Data items
--*--

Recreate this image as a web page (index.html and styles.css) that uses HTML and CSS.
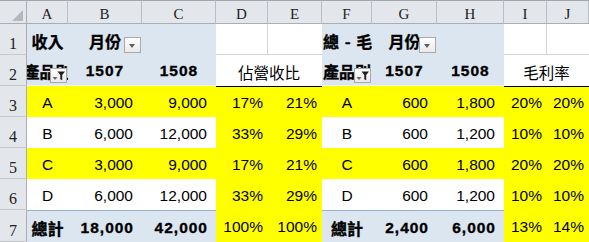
FILE: index.html
```html
<!DOCTYPE html>
<html lang="zh-Hant">
<head>
<meta charset="utf-8">
<title>Pivot</title>
<link rel="stylesheet" href="styles.css">
</head>
<body>
<div class="sheet">
  <div class="corner"><span class="tri"></span></div>
  <div class="ch">A</div><div class="ch">B</div><div class="ch">C</div><div class="ch">D</div><div class="ch">E</div>
  <div class="ch">F</div><div class="ch">G</div><div class="ch">H</div><div class="ch">I</div><div class="ch">J</div>

  <div class="rh">1</div>
  <div class="c blue ctr b cjk">收入</div>
  <div class="c blue ctr b cjk">月份<span class="dd"></span></div>
  <div class="c blue"></div>
  <div class="c wht gr gb"></div>
  <div class="c wht gb"></div>
  <div class="c blue lft b cjk">總 - 毛</div>
  <div class="c blue ctr b cjk">月份<span class="dd"></span></div>
  <div class="c blue"></div>
  <div class="c wht gr gb"></div>
  <div class="c wht gb"></div>

  <div class="rh">2</div>
  <div class="c blue ctr b cjk hb"><span class="fix">產品別</span><span class="fb"><svg width="15" height="13" viewBox="0 0 15 13"><path d="M1.5 8h5l-2.5 3z" fill="#6a6a6a"/><path d="M6.5 2.5h7.5l-2.8 3.6v5.2l-1.9-1.1v-4.1z" fill="#1e1e1e"/></svg></span></div>
  <div class="c blue ctr b bn hb">1507</div>
  <div class="c blue ctr b bn hb">1508</div>
  <div class="c wht ctr cjk reg span2">佔營收比</div>
  <div class="c blue ctr b cjk hb"><span class="fix">產品別</span><span class="fb"><svg width="15" height="13" viewBox="0 0 15 13"><path d="M1.5 8h5l-2.5 3z" fill="#6a6a6a"/><path d="M6.5 2.5h7.5l-2.8 3.6v5.2l-1.9-1.1v-4.1z" fill="#1e1e1e"/></svg></span></div>
  <div class="c blue ctr b bn hb">1507</div>
  <div class="c blue ctr b bn hb">1508</div>
  <div class="c wht ctr cjk reg span2">毛利率</div>

  <div class="rh">3</div>
  <div class="c yel ctr">A</div>
  <div class="c yel num">3,000</div>
  <div class="c yel num">9,000</div>
  <div class="c yel pct tk">17%</div>
  <div class="c yel pct tk">21%</div>
  <div class="c yel ctr">A</div>
  <div class="c yel num">600</div>
  <div class="c yel num">1,800</div>
  <div class="c yel pct tk">20%</div>
  <div class="c yel pct tk">20%</div>

  <div class="rh">4</div>
  <div class="c wht ctr">B</div>
  <div class="c wht num">6,000</div>
  <div class="c wht num">12,000</div>
  <div class="c yel pct">33%</div>
  <div class="c yel pct">29%</div>
  <div class="c wht ctr">B</div>
  <div class="c wht num">600</div>
  <div class="c wht num">1,200</div>
  <div class="c yel pct">10%</div>
  <div class="c yel pct">10%</div>

  <div class="rh">5</div>
  <div class="c yel ctr">C</div>
  <div class="c yel num">3,000</div>
  <div class="c yel num">9,000</div>
  <div class="c yel pct">17%</div>
  <div class="c yel pct">21%</div>
  <div class="c yel ctr">C</div>
  <div class="c yel num">600</div>
  <div class="c yel num">1,800</div>
  <div class="c yel pct">20%</div>
  <div class="c yel pct">20%</div>

  <div class="rh">6</div>
  <div class="c wht ctr">D</div>
  <div class="c wht num">6,000</div>
  <div class="c wht num">12,000</div>
  <div class="c yel pct">33%</div>
  <div class="c yel pct">29%</div>
  <div class="c wht ctr">D</div>
  <div class="c wht num">600</div>
  <div class="c wht num">1,200</div>
  <div class="c yel pct">10%</div>
  <div class="c yel pct">10%</div>

  <div class="rh">7</div>
  <div class="c blue ctr b cjk tl">總計</div>
  <div class="c blue num b bn tl">18,000</div>
  <div class="c blue num b bn tl">42,000</div>
  <div class="c yel pct">100%</div>
  <div class="c yel pct">100%</div>
  <div class="c blue ctr b cjk tl">總計</div>
  <div class="c blue num b bn tl">2,400</div>
  <div class="c blue num b bn tl">6,000</div>
  <div class="c yel pct">13%</div>
  <div class="c yel pct">14%</div>
</div>
</body>
</html>
```

FILE: styles.css
```css
* { box-sizing: border-box; margin: 0; padding: 0; }
html, body { width: 589px; height: 242px; overflow: hidden; background: #fff; }

.sheet {
  display: grid;
  grid-template-columns: 27px 41px 74px 74px 52px 54px 50px 65px 67px 43px 42px;
  grid-template-rows: 24px repeat(6, 31px) 32px;
  font-family: "Liberation Sans", Arial, sans-serif;
  font-size: 15.5px;
  color: #000;
}

.corner {
  position: relative;
  background: #e3e6ea;
  border-top: 1px solid #a3a6aa;
  border-right: 1px solid #a9aeb4;
  border-bottom: 1px solid #a9aeb4;
}
.tri {
  position: absolute;
  right: 3px;
  bottom: 2px;
  width: 0;
  height: 0;
  border-left: 11px solid transparent;
  border-bottom: 11px solid #b4b7bb;
}

.ch {
  display: flex;
  justify-content: center;
  align-items: center;
  padding-top: 4px;
  background: #e3e6ea;
  border-top: 1px solid #a3a6aa;
  border-right: 1px solid #b9bec4;
  border-bottom: 1px solid #a9aeb4;
  font-family: "Liberation Serif", "Times New Roman", serif;
  font-size: 15px;
  color: #222;
}

.rh {
  display: flex;
  justify-content: center;
  align-items: flex-end;
  padding-bottom: 2px;
  line-height: 1;
  background: #e3e6ea;
  border-right: 1px solid #a9aeb4;
  border-bottom: 1px solid #c6cacf;
  font-family: "Liberation Serif", "Times New Roman", serif;
  font-size: 16px;
  color: #222;
}

.c {
  position: relative;
  display: flex;
  align-items: center;
  padding-top: 2px;
  white-space: nowrap;
  overflow: hidden;
}
.blue { background: #dce6f1; }
.yel { background: #ffff00; }
.wht { background: #fff; }

.ctr { justify-content: center; }
.lft { justify-content: flex-start; padding-left: 1px; word-spacing: 2px; }
.num { justify-content: flex-end; padding-right: 9px; }
.num.bn { padding-right: 8px; }
.pct { justify-content: flex-end; padding-right: 5px; }

.b { font-weight: bold; -webkit-text-stroke: 0.35px #000; }
.bn { letter-spacing: 1px; }
.cjk { font-family: "Noto Sans CJK TC", "Noto Sans CJK SC", sans-serif; font-size: 16px; }
.cjk.reg { font-weight: normal; font-size: 15.5px; }
.fix { flex-shrink: 0; }
.span2 { grid-column: span 2; }

.hb { border-bottom: 1px solid #eef2f7; }
.gr { border-right: 1px solid #d4d4d4; }
.gb { border-bottom: 1px solid #d4d4d4; }
.tk { border-top: 1px solid #000; }
.tl { border-top: 1px solid #95b3d7; }

.dd, .fb {
  position: absolute;
  right: 1px;
  width: 17px;
  border: 1px solid #a9a9a9;
  background: linear-gradient(#fefefe, #e9e9e9);
  -webkit-text-stroke: 0;
}
.dd { bottom: 2px; height: 16px; }
.dd::after {
  content: "";
  position: absolute;
  left: 4px;
  top: 6px;
  border-left: 3.5px solid transparent;
  border-right: 3.5px solid transparent;
  border-top: 4px solid #5f5f5f;
}
.fb { bottom: 2px; height: 15px; }
.fb svg { display: block; }
```
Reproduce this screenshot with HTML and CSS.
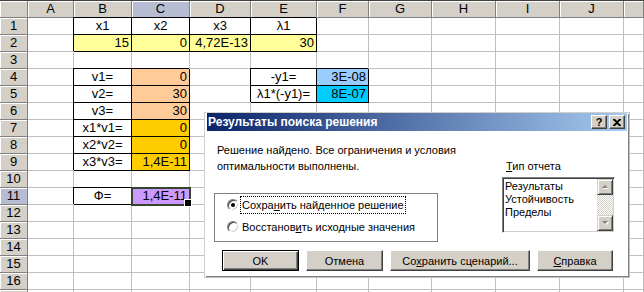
FILE: index.html
```html
<!DOCTYPE html>
<html lang="ru">
<head>
    <meta charset="UTF-8">
    <title>Поиск решения</title>
    <link rel="stylesheet" href="styles.css">
</head>
<body>
<div class="sheet">
    <div class="hd"></div><div class="hd">A</div><div class="hd">B</div><div class="hd on">C</div><div class="hd">D</div><div class="hd">E</div><div class="hd">F</div><div class="hd">G</div><div class="hd">H</div><div class="hd">I</div><div class="hd">J</div><div class="hd"></div>

    <div class="hd">1</div><div></div><div class="bx lbl">x1</div><div class="bx lbl">x2</div><div class="bx lbl">x3</div><div class="bx lbl">λ1</div><div></div><div></div><div></div><div></div><div></div><div></div>
    <div class="hd">2</div><div></div><div class="bx num yel">15</div><div class="bx num yel">0</div><div class="bx num yel">4,72E-13</div><div class="bx num yel">30</div><div></div><div></div><div></div><div></div><div></div><div></div>
    <div class="hd">3</div><div></div><div></div><div></div><div></div><div></div><div></div><div></div><div></div><div></div><div></div><div></div>
    <div class="hd">4</div><div></div><div class="bx lbl">v1=</div><div class="bx num pea">0</div><div></div><div class="bx lbl">-y1=</div><div class="bx num lb">3E-08</div><div></div><div></div><div></div><div></div><div></div>
    <div class="hd">5</div><div></div><div class="bx lbl">v2=</div><div class="bx num pea">30</div><div></div><div class="bx lbl">λ1*(-y1)=</div><div class="bx num cy">8E-07</div><div></div><div></div><div></div><div></div><div></div>
    <div class="hd">6</div><div></div><div class="bx lbl">v3=</div><div class="bx num pea">30</div><div></div><div></div><div></div><div></div><div></div><div></div><div></div><div></div>
    <div class="hd">7</div><div></div><div class="bx lbl">x1*v1=</div><div class="bx num gold">0</div><div></div><div></div><div></div><div></div><div></div><div></div><div></div><div></div>
    <div class="hd">8</div><div></div><div class="bx lbl">x2*v2=</div><div class="bx num gold">0</div><div></div><div></div><div></div><div></div><div></div><div></div><div></div><div></div>
    <div class="hd">9</div><div></div><div class="bx lbl">x3*v3=</div><div class="bx num gold">1,4E-11</div><div></div><div></div><div></div><div></div><div></div><div></div><div></div><div></div>
    <div class="hd">10</div><div></div><div></div><div></div><div></div><div></div><div></div><div></div><div></div><div></div><div></div><div></div>
    <div class="hd on">11</div><div></div><div class="bx lbl">Ф=</div><div class="bx num lav sel">1,4E-11</div><div></div><div></div><div></div><div></div><div></div><div></div><div></div><div></div>
    <div class="hd">12</div><div></div><div></div><div></div><div></div><div></div><div></div><div></div><div></div><div></div><div></div><div></div>
    <div class="hd">13</div><div></div><div></div><div></div><div></div><div></div><div></div><div></div><div></div><div></div><div></div><div></div>
    <div class="hd">14</div><div></div><div></div><div></div><div></div><div></div><div></div><div></div><div></div><div></div><div></div><div></div>
    <div class="hd">15</div><div></div><div></div><div></div><div></div><div></div><div></div><div></div><div></div><div></div><div></div><div></div>
    <div class="hd">16</div><div></div><div></div><div></div><div></div><div></div><div></div><div></div><div></div><div></div><div></div><div></div>
    <div class="hd"></div><div></div><div></div><div></div><div></div><div></div><div></div><div></div><div></div><div></div><div></div><div></div>

    <div class="dlg">
        <div class="cap">
            <span>Результаты поиска решения</span>
            <div class="cap-btns">
                <div class="cb help">?</div>
                <div class="cb">
                    <svg width="8" height="7" viewBox="0 0 8 7"><path d="M0 0h2l2 2 2-2h2v1L5 3.5 8 6v1H6L4 5 2 7H0V6l3-2.5L0 1z" fill="#000"/></svg>
                </div>
            </div>
        </div>
        <div class="dmain">
            <div class="dleft">
                <p class="msg">Решение найдено. Все ограничения и условия<br>оптимальности выполнены.</p>
                <div class="grp">
                    <div class="opt"><span class="radio on"></span><span class="olbl focus">Сохра<u>н</u>ить найденное решение</span></div>
                    <div class="opt"><span class="radio"></span><span class="olbl">Восстанов<u>и</u>ть исходные значения</span></div>
                </div>
            </div>
            <div class="dright">
                <div class="rlbl"><u>Т</u>ип отчета</div>
                <div class="lst">
                    <div class="items">
                        <div>Результаты</div>
                        <div>Устойчивость</div>
                        <div>Пределы</div>
                    </div>
                    <div class="sb">
                        <div class="sbtn"><svg width="7" height="5" viewBox="0 0 7 5"><path d="M1 4h6L4 1z" fill="#fff"/><path d="M0 3h6L3 0z" fill="#808080"/></svg></div>
                        <div class="track"></div>
                        <div class="sbtn"><svg width="7" height="5" viewBox="0 0 7 5"><path d="M1 1h6L4 4z" fill="#fff"/><path d="M0 0h6L3 3z" fill="#808080"/></svg></div>
                    </div>
                </div>
            </div>
        </div>
        <div class="btns">
            <div class="btn def">OK</div>
            <div class="btn">Отмена</div>
            <div class="btn wide">Со<u>х</u>ранить сценарий...</div>
            <div class="btn"><u>С</u>правка</div>
        </div>
    </div>
</div>
</body>
</html>
```

FILE: styles.css
```css
* {
    margin: 0;
    padding: 0;
    box-sizing: border-box;
}

body {
    width: 644px;
    height: 292px;
    overflow: hidden;
    background: #fff;
    font-family: "Liberation Sans", Arial, sans-serif;
}

/* sheet */
.sheet {
    position: relative;
    display: grid;
    grid-template-columns: 28px 46px 58px 58px 61px 66px 52px 63px 64px 64px 64px 1fr;
    grid-template-rows: 17px repeat(17, 17px);
    height: 292px;
    overflow: hidden;
    border-top: 1px solid #404040;
    font-size: 13px;
    color: #000;
}

.sheet > div {
    border-right: 1px solid #c0c0c0;
    border-bottom: 1px solid #c0c0c0;
    line-height: 16px;
    padding: 0 2px;
    white-space: nowrap;
    background: #fff;
}

.sheet > .hd {
    background: #d4d0c8;
    border-color: #808080;
    box-shadow: inset 1px 1px 0 #fff;
    text-align: center;
}

.sheet > .hd.on {
    background: #b6bdd2;
}

.sheet > .bx {
    border-color: #000;
    box-shadow: -1px -1px 0 #000;
}

.sheet > .lbl {
    text-align: center;
}

.sheet > .num {
    text-align: right;
}

.sheet > .yel { background: #ffff99; }
.sheet > .pea { background: #ffcc99; }
.sheet > .gold { background: #ffcc00; }
.sheet > .lb { background: #99ccff; }
.sheet > .cy { background: #00ccff; }
.sheet > .lav { background: #cc99ff; }

.sheet > .sel {
    position: relative;
    outline: 2px solid #34452f;
    outline-offset: -1px;
}

.sheet > .sel::after {
    content: "";
    position: absolute;
    right: -3px;
    bottom: -3px;
    width: 6px;
    height: 6px;
    background: #000;
    border: 1px solid #fff;
}

/* dialog */
.dlg {
    position: absolute;
    left: 204px;
    top: 111px;
    width: 426px;
    height: 166px;
    background: #d4d0c8;
    border: 1px solid;
    border-color: #d4d0c8 #404040 #404040 #d4d0c8;
    box-shadow: inset 1px 1px 0 #fff, inset -1px -1px 0 #808080;
    padding: 2px;
    font-family: "Liberation Sans", Tahoma, sans-serif;
    font-size: 11px;
    line-height: 14px;
    color: #000;
}

.cap {
    height: 18px;
    display: flex;
    align-items: center;
    justify-content: space-between;
    padding: 0 2px 0 1px;
    background: linear-gradient(to right, #0a246a, #a6caf0);
    color: #fff;
    font-weight: bold;
    font-size: 12px;
}

.cap-btns {
    display: flex;
    gap: 2px;
}

.cb {
    width: 16px;
    height: 14px;
    display: flex;
    align-items: center;
    justify-content: center;
    background: #d4d0c8;
    border: 1px solid;
    border-color: #fff #404040 #404040 #fff;
    box-shadow: inset -1px -1px 0 #808080;
    color: #000;
    font-weight: bold;
    font-size: 11px;
}

.dmain {
    display: flex;
    padding-left: 7px;
}

.dleft {
    width: 224px;
}

.msg {
    margin: 11px 0 0 3px;
    white-space: nowrap;
}

.grp {
    margin-top: 19px;
    height: 49px;
    border: 1px solid #808080;
    box-shadow: 1px 1px 0 #fff, inset 1px 1px 0 #fff;
    padding: 3px 0 0 12px;
    display: flex;
    flex-direction: column;
    gap: 6px;
}

.opt {
    display: flex;
    align-items: center;
    height: 16px;
}

.radio {
    width: 12px;
    height: 12px;
    border-radius: 50%;
    background: #fff;
    border: 1px solid;
    border-color: #808080 #fff #fff #808080;
    box-shadow: inset 1px 1px 0 #404040, inset -1px -1px 0 #d4d0c8;
    display: flex;
    align-items: center;
    justify-content: center;
}

.radio.on::after {
    content: "";
    width: 4px;
    height: 4px;
    border-radius: 50%;
    background: #000;
}

.olbl {
    margin-left: 1px;
    padding: 0 1px;
    border: 1px dotted transparent;
    white-space: nowrap;
}

.olbl.focus {
    border-color: #000;
}

.dright {
    margin-left: 64px;
    width: 113px;
}

.rlbl {
    margin: 27px 0 0 4px;
}

.lst {
    margin-top: 3px;
    height: 56px;
    display: flex;
    background: #fff;
    border: 1px solid;
    border-color: #808080 #fff #fff #808080;
    box-shadow: inset 1px 1px 0 #404040, inset -1px -1px 0 #d4d0c8;
    padding: 1px;
}

.items {
    flex: 1;
    padding: 1px 0 0 1px;
    line-height: 13px;
}

.sb {
    width: 16px;
    display: flex;
    flex-direction: column;
}

.sbtn {
    height: 16px;
    display: flex;
    align-items: center;
    justify-content: center;
    background: #d4d0c8;
    border: 1px solid;
    border-color: #d4d0c8 #404040 #404040 #d4d0c8;
    box-shadow: inset 1px 1px 0 #fff, inset -1px -1px 0 #808080;
}

.track {
    flex: 1;
    background: repeating-conic-gradient(#fff 0 25%, #d4d0c8 0 50%) 0 0 / 2px 2px;
}

.btns {
    display: flex;
    gap: 7px;
    margin-top: 8px;
    padding-left: 15px;
}

.btn {
    width: 77px;
    height: 21px;
    display: flex;
    align-items: center;
    justify-content: center;
    background: #d4d0c8;
    border: 1px solid;
    border-color: #fff #404040 #404040 #fff;
    box-shadow: inset -1px -1px 0 #808080;
    white-space: nowrap;
}

.btn.def {
    border-color: #000;
    box-shadow: inset 1px 1px 0 #fff, inset -1px -1px 0 #404040, inset -2px -2px 0 #808080;
}

.btn.wide {
    width: 140px;
}

.btn:last-child {
    width: 76px;
}
```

--*--

- What you will do:
Gather every line from the entries above where the word "this" appears, and copy them.

- Expected answer:
Recreate this image as a web page (index.html and styles.css) that uses HTML and CSS.
Reproduce this screenshot with HTML and CSS.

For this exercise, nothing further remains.